WHAT THE TASK ASKS: Repeat each line of the material below exactly as it appears, minus any pictures.

PROVIDED DATA:
-------
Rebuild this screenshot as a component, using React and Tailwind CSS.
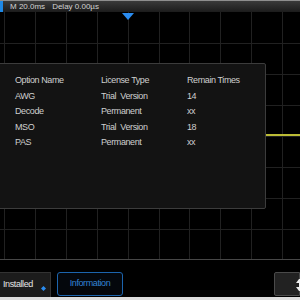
import React from "react";

const font = { fontFamily: '"Liberation Sans", Arial, sans-serif' };

function Grid() {
  const vs = [];
  for (let i = 0; i < 10; i++) vs.push(Math.round(4 + i * 30.9) + 0.5);
  const hs = [31, 62, 93, 124, 155, 186, 217].map((y) => y + 0.5);
  return (
    <svg className="absolute inset-0" width="300" height="248" viewBox="0 0 300 248">
      {vs.map((x) => (
        <line key={"v" + x} x1={x} y1="0" x2={x} y2="247" stroke="#212121" strokeWidth="1" />
      ))}
      {hs.map((y) => (
        <line key={"h" + y} x1="0" y1={y} x2="300" y2={y} stroke="#212121" strokeWidth="1" />
      ))}
      <rect x="0" y="122" width="300" height="2" fill="#bcbc36" />
    </svg>
  );
}

const rows = [
  ["Option Name", "License Type", "Remain Times"],
  ["AWG", "Trial\u00a0 Version", "14"],
  ["Decode", "Permanent", "xx"],
  ["MSO", "Trial\u00a0 Version", "18"],
  ["PAS", "Permanent", "xx"],
];

export default function App() {
  return (
    <div className="w-[300px] h-[300px] bg-black flex flex-col overflow-hidden" style={font}>
      <div className="h-[12px] shrink-0 flex border-t border-[#8e8e8e] bg-gradient-to-b from-[#3a3a3a] to-[#1c1c1c]">
        <div className="w-[3px] h-full bg-[#1e88e5]" />
        <div className="flex items-center text-[8px] leading-none text-[#d2d2d2] pl-[7px]">
          <span>M 20.0ms</span>
          <span className="ml-[7px]">Delay 0.00µs</span>
        </div>
      </div>

      <div className="relative h-[248px] shrink-0 border-b border-[#474747]">
        <Grid />
        <svg className="absolute left-[122px] top-[1px]" width="12" height="7" viewBox="0 0 12 7">
          <polygon points="0,0 12,0 6,7" fill="#2a8cf0" />
        </svg>
        <div className="absolute left-[-2px] top-[51px] w-[268px] h-[146px] bg-[#131313] border border-[#3c3c3c] rounded-[2px] pt-[9px] pl-[16px]">
          {rows.map((r, i) => (
            <div key={i} className="flex h-[15.5px] items-center text-[9px] tracking-[-0.4px] text-[#cfcfcf]">
              <span className="w-[86px]">{r[0]}</span>
              <span className="w-[86px] whitespace-pre">{r[1]}</span>
              <span>{r[2]}</span>
            </div>
          ))}
        </div>
      </div>

      <div className="h-[37px] shrink-0 flex items-end justify-between">
        <div className="flex items-end gap-[6px]">
          <div className="relative w-[51px] h-[25px] bg-[#1c1c1c] border-t border-r border-[#333] flex items-center pl-[3px] text-[9px] tracking-[-0.4px] text-[#e6e6e6]">
            Installed
            <svg className="absolute left-[41px] top-[13px]" width="5" height="5" viewBox="0 0 5 5">
              <polygon points="2.5,0 5,2.5 2.5,5 0,2.5" fill="#2a8cf0" />
            </svg>
          </div>
          <div className="w-[66px] h-[24px] mb-[1px] rounded-[3px] border-[1.5px] border-[#1c64ad] bg-[#04070c] flex items-center justify-center text-[9px] tracking-[-0.4px] text-[#3383d6]">
            Information
          </div>
        </div>
        <div className="relative w-[26px] h-[24px] mb-[1px] bg-[#222] border border-[#4a4a4a] rounded-l-[2px]">
          <svg className="absolute left-[20px] top-[6px]" width="5" height="12" viewBox="0 0 5 12">
            <polygon points="4,0 5,0 5,12 4,12 1,8 4,8 4,4 1,4" fill="#f0f0f0" />
          </svg>
        </div>
      </div>

      <div className="h-[3px] shrink-0 bg-[#dedede]" />
    </div>
  );
}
-------
RESPONSE BELOW:
Rebuild this screenshot as a component, using React and Tailwind CSS.
import React from "react";

const font = { fontFamily: '"Liberation Sans", Arial, sans-serif' };

function Grid() {
  const vs = [];
  for (let i = 0; i < 10; i++) vs.push(Math.round(4 + i * 30.9) + 0.5);
  const hs = [31, 62, 93, 124, 155, 186, 217].map((y) => y + 0.5);
  return (
    <svg className="absolute inset-0" width="300" height="248" viewBox="0 0 300 248">
      {vs.map((x) => (
        <line key={"v" + x} x1={x} y1="0" x2={x} y2="247" stroke="#212121" strokeWidth="1" />
      ))}
      {hs.map((y) => (
        <line key={"h" + y} x1="0" y1={y} x2="300" y2={y} stroke="#212121" strokeWidth="1" />
      ))}
      <rect x="0" y="122" width="300" height="2" fill="#bcbc36" />
    </svg>
  );
}

const rows = [
  ["Option Name", "License Type", "Remain Times"],
  ["AWG", "Trial\u00a0 Version", "14"],
  ["Decode", "Permanent", "xx"],
  ["MSO", "Trial\u00a0 Version", "18"],
  ["PAS", "Permanent", "xx"],
];

export default function App() {
  return (
    <div className="w-[300px] h-[300px] bg-black flex flex-col overflow-hidden" style={font}>
      <div className="h-[12px] shrink-0 flex border-t border-[#8e8e8e] bg-gradient-to-b from-[#3a3a3a] to-[#1c1c1c]">
        <div className="w-[3px] h-full bg-[#1e88e5]" />
        <div className="flex items-center text-[8px] leading-none text-[#d2d2d2] pl-[7px]">
          <span>M 20.0ms</span>
          <span className="ml-[7px]">Delay 0.00µs</span>
        </div>
      </div>

      <div className="relative h-[248px] shrink-0 border-b border-[#474747]">
        <Grid />
        <svg className="absolute left-[122px] top-[1px]" width="12" height="7" viewBox="0 0 12 7">
          <polygon points="0,0 12,0 6,7" fill="#2a8cf0" />
        </svg>
        <div className="absolute left-[-2px] top-[51px] w-[268px] h-[146px] bg-[#131313] border border-[#3c3c3c] rounded-[2px] pt-[9px] pl-[16px]">
          {rows.map((r, i) => (
            <div key={i} className="flex h-[15.5px] items-center text-[9px] tracking-[-0.4px] text-[#cfcfcf]">
              <span className="w-[86px]">{r[0]}</span>
              <span className="w-[86px] whitespace-pre">{r[1]}</span>
              <span>{r[2]}</span>
            </div>
          ))}
        </div>
      </div>

      <div className="h-[37px] shrink-0 flex items-end justify-between">
        <div className="flex items-end gap-[6px]">
          <div className="relative w-[51px] h-[25px] bg-[#1c1c1c] border-t border-r border-[#333] flex items-center pl-[3px] text-[9px] tracking-[-0.4px] text-[#e6e6e6]">
            Installed
            <svg className="absolute left-[41px] top-[13px]" width="5" height="5" viewBox="0 0 5 5">
              <polygon points="2.5,0 5,2.5 2.5,5 0,2.5" fill="#2a8cf0" />
            </svg>
          </div>
          <div className="w-[66px] h-[24px] mb-[1px] rounded-[3px] border-[1.5px] border-[#1c64ad] bg-[#04070c] flex items-center justify-center text-[9px] tracking-[-0.4px] text-[#3383d6]">
            Information
          </div>
        </div>
        <div className="relative w-[26px] h-[24px] mb-[1px] bg-[#222] border border-[#4a4a4a] rounded-l-[2px]">
          <svg className="absolute left-[20px] top-[6px]" width="5" height="12" viewBox="0 0 5 12">
            <polygon points="4,0 5,0 5,12 4,12 1,8 4,8 4,4 1,4" fill="#f0f0f0" />
          </svg>
        </div>
      </div>

      <div className="h-[3px] shrink-0 bg-[#dedede]" />
    </div>
  );
}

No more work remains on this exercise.